In some embodiments, each game file 126 may further include the home and away team box scores. For example, the home and away teams' box scores may include the number of team assists, fouls, rebounds (e.g., offensive, defensive, total), steals, and turnovers at each time, t, during gameplay. In some embodiments, each game file 126 may further include a player box score. For example, the player box score may include the number of player assists, fouls, rebounds, shot attempts, points, free-throw attempts, free-throws made, blocks, turnovers, minutes played, plus/minus metric, game started, and the like. Although the above metrics are discussed with respect to basketball, those skilled in the art readily understand that the specific metrics may change based on sport. For example, in soccer, the home and away teams' box scores may include shot attempts, assists, crosses, shots, and the like.

Pre-processing agent 116 may be configured to process data retrieved from data store 118. For example, pre-processing agent 116 may be configured to generate one or more sets of information that may be used to train one or more prediction models 120.

Prediction models 120 may be representative of one or more prediction models utilized by an entity associated with organization computing system 104. For example, prediction models 120 may be representative of one or more prediction models and/or software tools currently available from STATS® Perform, headquartered in Chicago, Ill. In some embodiments, prediction models 120 may be representative of one or more prediction models associated with AutoSTATS artificial intelligence platform, commercially available from STATS® Perform. In some embodiments, prediction models 120 may be representative of one or more prediction models.

In some embodiments, predictions models 120 may include prediction engines configured to accurately model defensive behavior and its effect on attacking behavior, such as that disclosed in U.S. application Ser. No. 17/649,970, which is hereby incorporated by reference in its entirety.

In some embodiments, predictions models 120 may include prediction models configured to accurately model or classify a team's playing style or a player's playing style, such as that disclosed in U.S. application Ser. No. 16/870,170, which is hereby incorporated by reference in its entirety.

In some embodiments, predictions models 120 may include prediction models configured to accurately model a team's offensive or defensive alignment, such as that disclosed in U.S. application Ser. No. 16/254,128, which is hereby incorporated by reference in its entirety.

In some embodiments, predictions models 120 may include prediction models configured to accurately model a team's formation, such as that disclosed in U.S. application Ser. No. 17/303,361, which is hereby incorporated by reference in its entirety.

In some embodiments, predictions models 120 may include prediction models configured to generate macro predictions and/or micro predictions in sports, such as that disclosed in U.S. application Ser. No. 17/651,960, which is hereby incorporated by reference in its entirety. For example, one or more models configured to generate macro predictions such as, but not limited to, season simulation, or tournament simulation (i.e., predicting the outcome of a season/tournament).
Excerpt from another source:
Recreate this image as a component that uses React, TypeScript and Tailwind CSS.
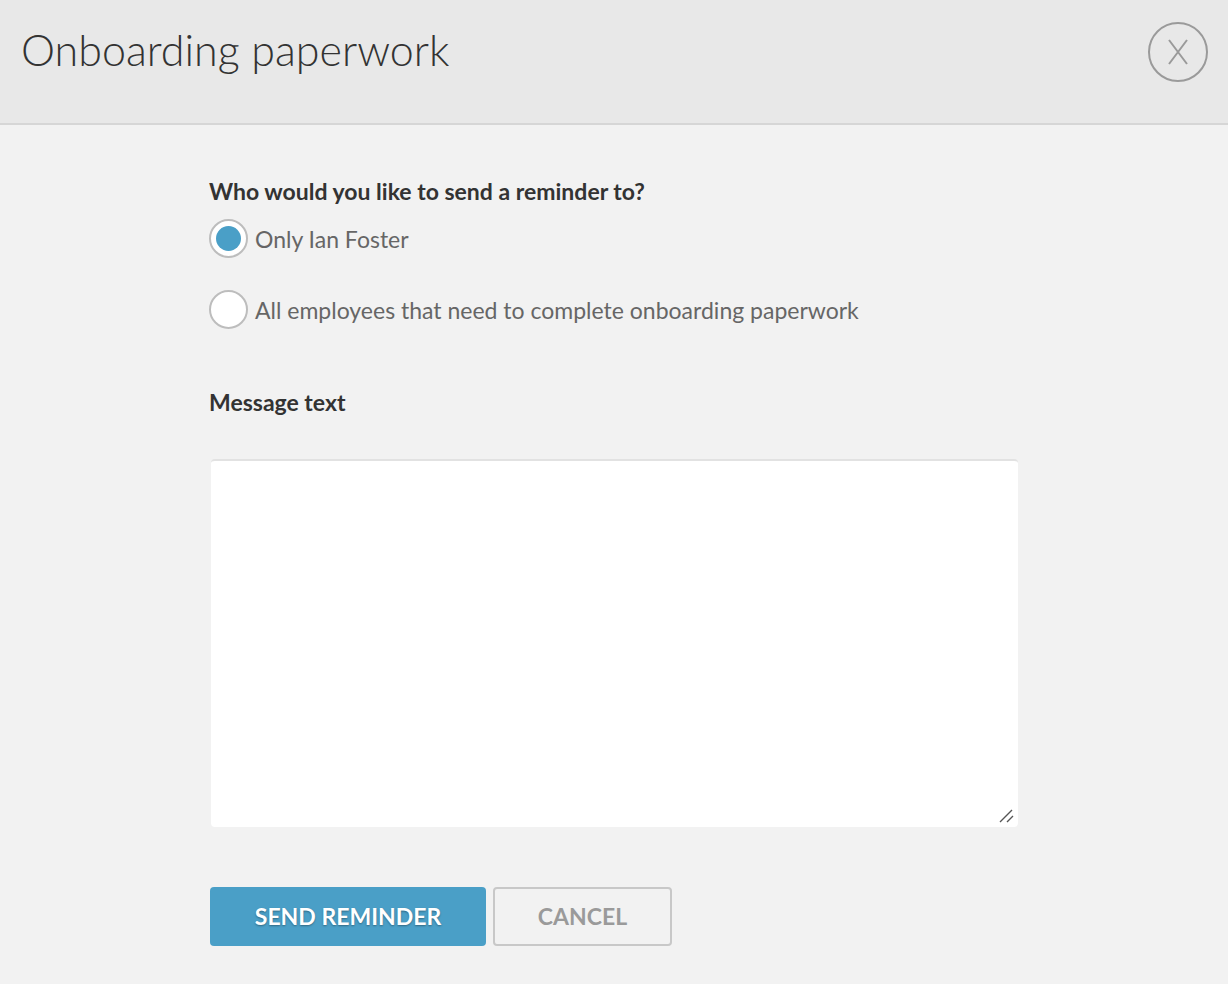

For example, one or more models configured to generate micro predictions such as, but not limited to, live-win-probability, final-score prediction (and/or final spread and score totals), 4th-Down-Bot/Go-For-two (e.g., American Football), player and team prop predictions (e.g., number of shots, goals, passes, etc.).

In some embodiments, predictions models 120 may include prediction models configured to accurately predict an outcome of an event or game, such as that disclosed in U.S. application Ser. No. 16/254,108, which is hereby incorporated by reference in its entirety.

In some embodiments, prediction models 120 may include prediction models configured to accurately predict an outcome of an event or game, such as that disclosed in U.S. application Ser. No. 16/254,088, which is hereby incorporated by reference in its entirety.

In some embodiments, prediction models 120 may include prediction models configured to accurately generate in-game insights, such as that disclosed in U.S. application Ser. No. 17/653,394, which is hereby incorporated by reference in its entirety.

In some embodiments, one or more prediction models 120 may include, but are not limited to a receiver model, a playing style model, a live-win prediction model, a transition model, a danger model, a goal-keeper model, and the like. For example, one or more prediction models 120 may include prediction models configured to generate quality or execution metrics, such as, but not limited to, expected goal value, expected pass value, possession value, and dangerous play detection. In another example, one or more prediction models 120 may include prediction models configured to generate event detection or semantic detection, such as, but are not limited to, formation change or counter-attack detection in soccer. More generally, prediction models 120 may be used to generate one or more AI metrics, based on the event data.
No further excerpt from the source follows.